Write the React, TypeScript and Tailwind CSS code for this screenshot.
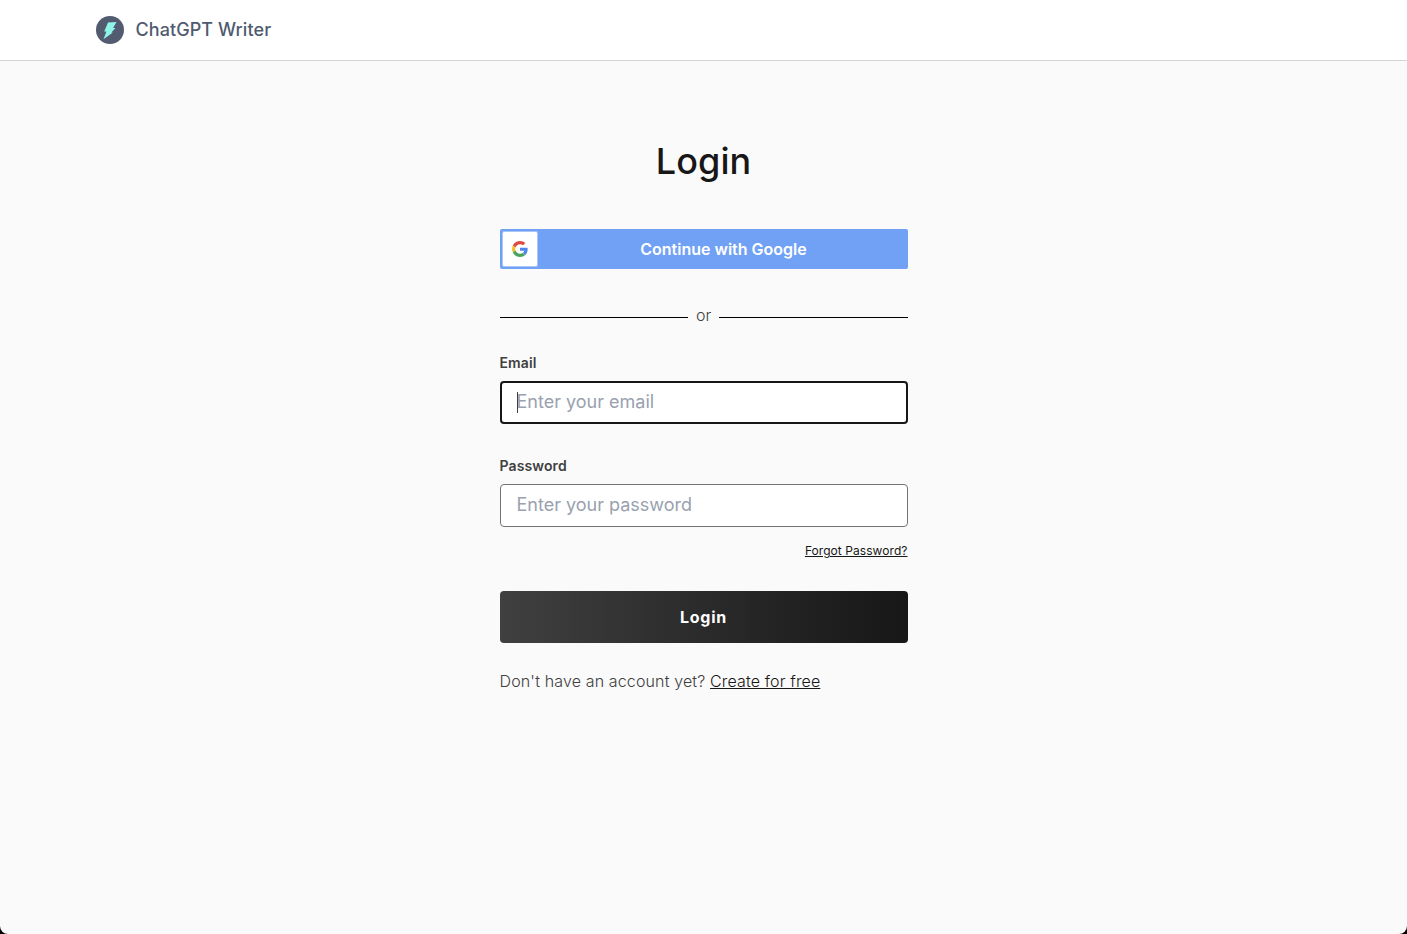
import React from 'react';

const BrandMark: React.FC = () => (
  <svg width="28" height="28" viewBox="0 0 28 28" className="shrink-0">
    <circle cx="14" cy="14" r="14" fill="#525b70" />
    <path d="M12 6.6L20.5 6l-3.4 5.9h2.4l-4.2 4.6h1.6L7.5 23.3l2.9-7.7H8.2z" fill="#8ff5ea" />
  </svg>
);

const GoogleLogo: React.FC = () => (
  <svg width="16" height="16" viewBox="0 0 48 48">
    <path fill="#dd4b3e" d="M24 9.5c3.54 0 6.71 1.22 9.21 3.6l6.85-6.85C35.9 2.38 30.47 0 24 0 14.62 0 6.51 5.38 2.56 13.22l7.98 6.19C12.43 13.72 17.74 9.5 24 9.5z" />
    <path fill="#4f86ec" d="M46.98 24.55c0-1.57-.15-3.09-.38-4.55H24v9.02h12.94c-.58 2.96-2.26 5.48-4.78 7.18l7.73 6c4.51-4.18 7.09-10.36 7.09-17.65z" />
    <path fill="#f4bf2e" d="M10.53 28.59c-.48-1.45-.76-2.99-.76-4.59s.27-3.14.76-4.59l-7.98-6.19C.92 16.46 0 20.12 0 24c0 3.88.92 7.54 2.56 10.78l7.97-6.19z" />
    <path fill="#4ba45c" d="M24 48c6.48 0 11.93-2.13 15.89-5.81l-7.73-6c-2.15 1.45-4.92 2.3-8.16 2.3-6.26 0-11.57-4.22-13.47-9.91l-7.98 6.19C6.51 42.62 14.62 48 24 48z" />
  </svg>
);

interface FieldProps {
  id: string;
  label: string;
  type: string;
  placeholder: string;
  active?: boolean;
}

const Field: React.FC<FieldProps> = ({ id, label, type, placeholder, active }) => (
  <div className="flex flex-col">
    <label htmlFor={id} className="mb-2 text-sm leading-5 font-semibold tracking-[0.12px] text-neutral-700">{label}</label>
    <div className="relative">
      <input
        id={id}
        type={type}
        placeholder={placeholder}
        className={`block h-[43px] w-full rounded bg-white pb-[2px] text-lg text-neutral-700 outline-none placeholder:text-gray-400 ${active ? 'border-2 border-neutral-900 px-[15px]' : 'border border-neutral-500 px-4'}`}
      />
      {/* Text cursor of the focused field */}
      {active && <span className="absolute top-[11px] left-[17px] h-[21px] w-px bg-neutral-700" />}
    </div>
  </div>
);

export default function App() {
  return (
    <div className="min-h-screen bg-black font-['Inter',sans-serif]">
      <div className="flex min-h-screen flex-col overflow-hidden rounded-b-lg bg-neutral-50">
        <header className="flex h-[61px] items-center border-b border-neutral-300 bg-white px-24">
          <a className="flex items-center gap-[11.5px]">
            <BrandMark />
            <span className="text-lg font-medium tracking-[0.08px] text-[#4f5b70]">ChatGPT Writer</span>
          </a>
        </header>

        <main className="mx-auto flex w-[408px] flex-col pt-20">
          <h1 className="text-center text-4xl leading-10 font-medium tracking-[0.1px] text-neutral-900">Login</h1>

          <button className="mt-12 flex h-10 items-center gap-[1.5px] rounded-xs bg-[#70a1f4] pl-[2.5px]">
            <span className="flex h-9 w-9 items-center justify-center rounded-xs border border-white/40 bg-white bg-clip-padding">
              <GoogleLogo />
            </span>
            <span className="flex-1 text-center text-base font-semibold text-white">Continue with Google</span>
          </button>

          <div className="mt-[34px] flex items-center gap-2 text-base font-light text-neutral-700">
            <span className="mt-1 h-px flex-1 bg-black" />
            <span>or</span>
            <span className="mt-1 h-px flex-1 bg-black" />
          </div>

          <form className="mt-[26px] flex flex-col">
            <Field id="email" label="Email" type="email" placeholder="Enter your email" active />
            <div className="mt-8">
              <Field id="password" label="Password" type="password" placeholder="Enter your password" />
            </div>
            <a className="mt-4 self-end text-xs tracking-[0.06px] text-neutral-900 underline">Forgot Password?</a>
            <button
              type="button"
              className="mt-8 h-[52px] rounded bg-linear-to-r from-[#404040] to-[#171717] text-base font-bold tracking-[0.7px] text-white"
            >
              Login
            </button>
          </form>

          <p className="mt-[26px] text-base font-light tracking-[0.14px] text-neutral-700">
            Don't have an account yet? <a className="text-neutral-900 underline">Create for free</a>
          </p>
        </main>
      </div>
    </div>
  );
}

━━━━━━━━━━━━━━━━━━━━

Exercise description - Repeat the data exactly in full, omitting its pictures.

Response to this exercise -
Write the React, TypeScript and Tailwind CSS code for this screenshot.
import React from 'react';

const BrandMark: React.FC = () => (
  <svg width="28" height="28" viewBox="0 0 28 28" className="shrink-0">
    <circle cx="14" cy="14" r="14" fill="#525b70" />
    <path d="M12 6.6L20.5 6l-3.4 5.9h2.4l-4.2 4.6h1.6L7.5 23.3l2.9-7.7H8.2z" fill="#8ff5ea" />
  </svg>
);

const GoogleLogo: React.FC = () => (
  <svg width="16" height="16" viewBox="0 0 48 48">
    <path fill="#dd4b3e" d="M24 9.5c3.54 0 6.71 1.22 9.21 3.6l6.85-6.85C35.9 2.38 30.47 0 24 0 14.62 0 6.51 5.38 2.56 13.22l7.98 6.19C12.43 13.72 17.74 9.5 24 9.5z" />
    <path fill="#4f86ec" d="M46.98 24.55c0-1.57-.15-3.09-.38-4.55H24v9.02h12.94c-.58 2.96-2.26 5.48-4.78 7.18l7.73 6c4.51-4.18 7.09-10.36 7.09-17.65z" />
    <path fill="#f4bf2e" d="M10.53 28.59c-.48-1.45-.76-2.99-.76-4.59s.27-3.14.76-4.59l-7.98-6.19C.92 16.46 0 20.12 0 24c0 3.88.92 7.54 2.56 10.78l7.97-6.19z" />
    <path fill="#4ba45c" d="M24 48c6.48 0 11.93-2.13 15.89-5.81l-7.73-6c-2.15 1.45-4.92 2.3-8.16 2.3-6.26 0-11.57-4.22-13.47-9.91l-7.98 6.19C6.51 42.62 14.62 48 24 48z" />
  </svg>
);

interface FieldProps {
  id: string;
  label: string;
  type: string;
  placeholder: string;
  active?: boolean;
}

const Field: React.FC<FieldProps> = ({ id, label, type, placeholder, active }) => (
  <div className="flex flex-col">
    <label htmlFor={id} className="mb-2 text-sm leading-5 font-semibold tracking-[0.12px] text-neutral-700">{label}</label>
    <div className="relative">
      <input
        id={id}
        type={type}
        placeholder={placeholder}
        className={`block h-[43px] w-full rounded bg-white pb-[2px] text-lg text-neutral-700 outline-none placeholder:text-gray-400 ${active ? 'border-2 border-neutral-900 px-[15px]' : 'border border-neutral-500 px-4'}`}
      />
      {/* Text cursor of the focused field */}
      {active && <span className="absolute top-[11px] left-[17px] h-[21px] w-px bg-neutral-700" />}
    </div>
  </div>
);

export default function App() {
  return (
    <div className="min-h-screen bg-black font-['Inter',sans-serif]">
      <div className="flex min-h-screen flex-col overflow-hidden rounded-b-lg bg-neutral-50">
        <header className="flex h-[61px] items-center border-b border-neutral-300 bg-white px-24">
          <a className="flex items-center gap-[11.5px]">
            <BrandMark />
            <span className="text-lg font-medium tracking-[0.08px] text-[#4f5b70]">ChatGPT Writer</span>
          </a>
        </header>

        <main className="mx-auto flex w-[408px] flex-col pt-20">
          <h1 className="text-center text-4xl leading-10 font-medium tracking-[0.1px] text-neutral-900">Login</h1>

          <button className="mt-12 flex h-10 items-center gap-[1.5px] rounded-xs bg-[#70a1f4] pl-[2.5px]">
            <span className="flex h-9 w-9 items-center justify-center rounded-xs border border-white/40 bg-white bg-clip-padding">
              <GoogleLogo />
            </span>
            <span className="flex-1 text-center text-base font-semibold text-white">Continue with Google</span>
          </button>

          <div className="mt-[34px] flex items-center gap-2 text-base font-light text-neutral-700">
            <span className="mt-1 h-px flex-1 bg-black" />
            <span>or</span>
            <span className="mt-1 h-px flex-1 bg-black" />
          </div>

          <form className="mt-[26px] flex flex-col">
            <Field id="email" label="Email" type="email" placeholder="Enter your email" active />
            <div className="mt-8">
              <Field id="password" label="Password" type="password" placeholder="Enter your password" />
            </div>
            <a className="mt-4 self-end text-xs tracking-[0.06px] text-neutral-900 underline">Forgot Password?</a>
            <button
              type="button"
              className="mt-8 h-[52px] rounded bg-linear-to-r from-[#404040] to-[#171717] text-base font-bold tracking-[0.7px] text-white"
            >
              Login
            </button>
          </form>

          <p className="mt-[26px] text-base font-light tracking-[0.14px] text-neutral-700">
            Don't have an account yet? <a className="text-neutral-900 underline">Create for free</a>
          </p>
        </main>
      </div>
    </div>
  );
}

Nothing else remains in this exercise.